# Data provided
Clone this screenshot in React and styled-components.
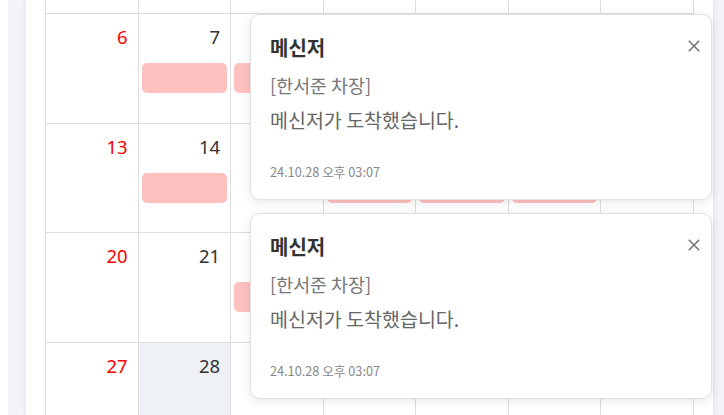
import React from "react";
import styled, { createGlobalStyle } from "styled-components";

const GlobalStyle = createGlobalStyle`
  html, body { margin: 0; padding: 0; background: #ffffff; overflow: hidden; }
  body { font-family: "Noto Sans", "Noto Sans CJK KR", sans-serif; }
  * { box-sizing: border-box; }
`;

const Frame = styled.div`
  position: relative;
  display: flex;
  height: 415px;
  padding-left: 8px;
  overflow: hidden;
`;

const Panel = styled.div`
  flex: 1;
  display: flex;
  background: #f3f4f8;
  padding: 0 11px 0 18px;
`;

const Card = styled.div`
  flex: 1;
  background: #ffffff;
  box-shadow: 0 0 5px rgba(60, 70, 100, 0.12);
  padding: 0 19px;
  overflow: hidden;
`;

const Month = styled.div`
  margin-top: -96.5px;
  display: grid;
  grid-template-columns: repeat(7, 1fr);
  grid-auto-rows: 109.5px;
  border-right: 1px solid #dddddd;
`;

const Cell = styled.div`
  border-top: 1px solid #dddddd;
  border-left: 1px solid #dddddd;
  background: ${(p) => (p.$today ? "#eef1f6" : "#ffffff")};
  display: flex;
  flex-direction: column;
  padding: 11px 0 0 3px;
`;

const DayNum = styled.div`
  text-align: right;
  padding-right: 10px;
  font-size: 18.5px;
  line-height: 24px;
  color: ${(p) => (p.$sun ? "#ff0000" : "#333333")};
`;

const EventBar = styled.div`
  margin: 14px 3px 0 0;
  height: 30px;
  border-radius: 5px;
  background: #ffc0c0;
`;

const ToastStack = styled.div`
  position: absolute;
  top: 14px;
  right: 12px;
  width: 462px;
  display: flex;
  flex-direction: column;
  gap: 13px;
`;

const Toast = styled.div`
  position: relative;
  background: #ffffff;
  border: 1px solid #e1e1e1;
  border-radius: 10px;
  box-shadow: 0 2px 10px rgba(0, 0, 0, 0.1);
  padding: 19px 20px 18px 19px;
  font-family: "Noto Sans CJK KR", "Noto Sans", sans-serif;
`;

const Title = styled.div`
  font-size: 20px;
  line-height: 28px;
  font-weight: 700;
  color: #333333;
`;

const Sender = styled.div`
  margin-top: 11px;
  font-size: 18.4px;
  line-height: 24px;
  color: #777777;
`;

const Message = styled.div`
  margin-top: 11px;
  font-size: 19.5px;
  line-height: 24px;
  color: #666666;
`;

const Stamp = styled.div`
  margin-top: 31px;
  font-size: 12.7px;
  line-height: 18px;
  color: #888888;
`;

const CloseBtn = styled.button`
  position: absolute;
  top: 25px;
  right: 11px;
  width: 12px;
  height: 12px;
  padding: 0;
  border: none;
  background: none;
  display: flex;
  cursor: pointer;
`;

const weeks = [
  { days: [29, 30, 1, 2, 3, 4, 5], bars: [] },
  { days: [6, 7, 8, 9, 10, 11, 12], bars: [1, 2] },
  { days: [13, 14, 15, 16, 17, 18, 19], bars: [1, 3, 4, 5] },
  { days: [20, 21, 22, 23, 24, 25, 26], bars: [2] },
  { days: [27, 28, 29, 30, 31, 1, 2], bars: [], today: 1 },
];

const CloseIcon = () => (
  <svg width="12" height="12" viewBox="0 0 12 12">
    <path d="M0.8 0.8 L11.2 11.2 M11.2 0.8 L0.8 11.2" stroke="#777777" strokeWidth="1.6" />
  </svg>
);

const toasts = [
  { id: 1, title: "메신저", sender: "[한서준 차장]", message: "메신저가 도착했습니다.", time: "24.10.28 오후 03:07" },
  { id: 2, title: "메신저", sender: "[한서준 차장]", message: "메신저가 도착했습니다.", time: "24.10.28 오후 03:07" },
];

export default function App() {
  return (
    <>
      <GlobalStyle />
      <Frame>
        <Panel>
          <Card>
            <Month>
              {weeks.map((w, wi) =>
                w.days.map((d, di) => (
                  <Cell key={`${wi}-${di}`} $today={w.today === di}>
                    <DayNum $sun={di === 0}>{d}</DayNum>
                    {w.bars.includes(di) && <EventBar />}
                  </Cell>
                ))
              )}
            </Month>
          </Card>
        </Panel>
        <ToastStack>
          {toasts.map((t) => (
            <Toast key={t.id}>
              <Title>{t.title}</Title>
              <Sender>{t.sender}</Sender>
              <Message>{t.message}</Message>
              <Stamp>{t.time}</Stamp>
              <CloseBtn aria-label="닫기">
                <CloseIcon />
              </CloseBtn>
            </Toast>
          ))}
        </ToastStack>
      </Frame>
    </>
  );
}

# Your instructions
Without the pictures, write out the whole listing above exactly as it appears.

# Solved problem
Clone this screenshot in React and styled-components.
import React from "react";
import styled, { createGlobalStyle } from "styled-components";

const GlobalStyle = createGlobalStyle`
  html, body { margin: 0; padding: 0; background: #ffffff; overflow: hidden; }
  body { font-family: "Noto Sans", "Noto Sans CJK KR", sans-serif; }
  * { box-sizing: border-box; }
`;

const Frame = styled.div`
  position: relative;
  display: flex;
  height: 415px;
  padding-left: 8px;
  overflow: hidden;
`;

const Panel = styled.div`
  flex: 1;
  display: flex;
  background: #f3f4f8;
  padding: 0 11px 0 18px;
`;

const Card = styled.div`
  flex: 1;
  background: #ffffff;
  box-shadow: 0 0 5px rgba(60, 70, 100, 0.12);
  padding: 0 19px;
  overflow: hidden;
`;

const Month = styled.div`
  margin-top: -96.5px;
  display: grid;
  grid-template-columns: repeat(7, 1fr);
  grid-auto-rows: 109.5px;
  border-right: 1px solid #dddddd;
`;

const Cell = styled.div`
  border-top: 1px solid #dddddd;
  border-left: 1px solid #dddddd;
  background: ${(p) => (p.$today ? "#eef1f6" : "#ffffff")};
  display: flex;
  flex-direction: column;
  padding: 11px 0 0 3px;
`;

const DayNum = styled.div`
  text-align: right;
  padding-right: 10px;
  font-size: 18.5px;
  line-height: 24px;
  color: ${(p) => (p.$sun ? "#ff0000" : "#333333")};
`;

const EventBar = styled.div`
  margin: 14px 3px 0 0;
  height: 30px;
  border-radius: 5px;
  background: #ffc0c0;
`;

const ToastStack = styled.div`
  position: absolute;
  top: 14px;
  right: 12px;
  width: 462px;
  display: flex;
  flex-direction: column;
  gap: 13px;
`;

const Toast = styled.div`
  position: relative;
  background: #ffffff;
  border: 1px solid #e1e1e1;
  border-radius: 10px;
  box-shadow: 0 2px 10px rgba(0, 0, 0, 0.1);
  padding: 19px 20px 18px 19px;
  font-family: "Noto Sans CJK KR", "Noto Sans", sans-serif;
`;

const Title = styled.div`
  font-size: 20px;
  line-height: 28px;
  font-weight: 700;
  color: #333333;
`;

const Sender = styled.div`
  margin-top: 11px;
  font-size: 18.4px;
  line-height: 24px;
  color: #777777;
`;

const Message = styled.div`
  margin-top: 11px;
  font-size: 19.5px;
  line-height: 24px;
  color: #666666;
`;

const Stamp = styled.div`
  margin-top: 31px;
  font-size: 12.7px;
  line-height: 18px;
  color: #888888;
`;

const CloseBtn = styled.button`
  position: absolute;
  top: 25px;
  right: 11px;
  width: 12px;
  height: 12px;
  padding: 0;
  border: none;
  background: none;
  display: flex;
  cursor: pointer;
`;

const weeks = [
  { days: [29, 30, 1, 2, 3, 4, 5], bars: [] },
  { days: [6, 7, 8, 9, 10, 11, 12], bars: [1, 2] },
  { days: [13, 14, 15, 16, 17, 18, 19], bars: [1, 3, 4, 5] },
  { days: [20, 21, 22, 23, 24, 25, 26], bars: [2] },
  { days: [27, 28, 29, 30, 31, 1, 2], bars: [], today: 1 },
];

const CloseIcon = () => (
  <svg width="12" height="12" viewBox="0 0 12 12">
    <path d="M0.8 0.8 L11.2 11.2 M11.2 0.8 L0.8 11.2" stroke="#777777" strokeWidth="1.6" />
  </svg>
);

const toasts = [
  { id: 1, title: "메신저", sender: "[한서준 차장]", message: "메신저가 도착했습니다.", time: "24.10.28 오후 03:07" },
  { id: 2, title: "메신저", sender: "[한서준 차장]", message: "메신저가 도착했습니다.", time: "24.10.28 오후 03:07" },
];

export default function App() {
  return (
    <>
      <GlobalStyle />
      <Frame>
        <Panel>
          <Card>
            <Month>
              {weeks.map((w, wi) =>
                w.days.map((d, di) => (
                  <Cell key={`${wi}-${di}`} $today={w.today === di}>
                    <DayNum $sun={di === 0}>{d}</DayNum>
                    {w.bars.includes(di) && <EventBar />}
                  </Cell>
                ))
              )}
            </Month>
          </Card>
        </Panel>
        <ToastStack>
          {toasts.map((t) => (
            <Toast key={t.id}>
              <Title>{t.title}</Title>
              <Sender>{t.sender}</Sender>
              <Message>{t.message}</Message>
              <Stamp>{t.time}</Stamp>
              <CloseBtn aria-label="닫기">
                <CloseIcon />
              </CloseBtn>
            </Toast>
          ))}
        </ToastStack>
      </Frame>
    </>
  );
}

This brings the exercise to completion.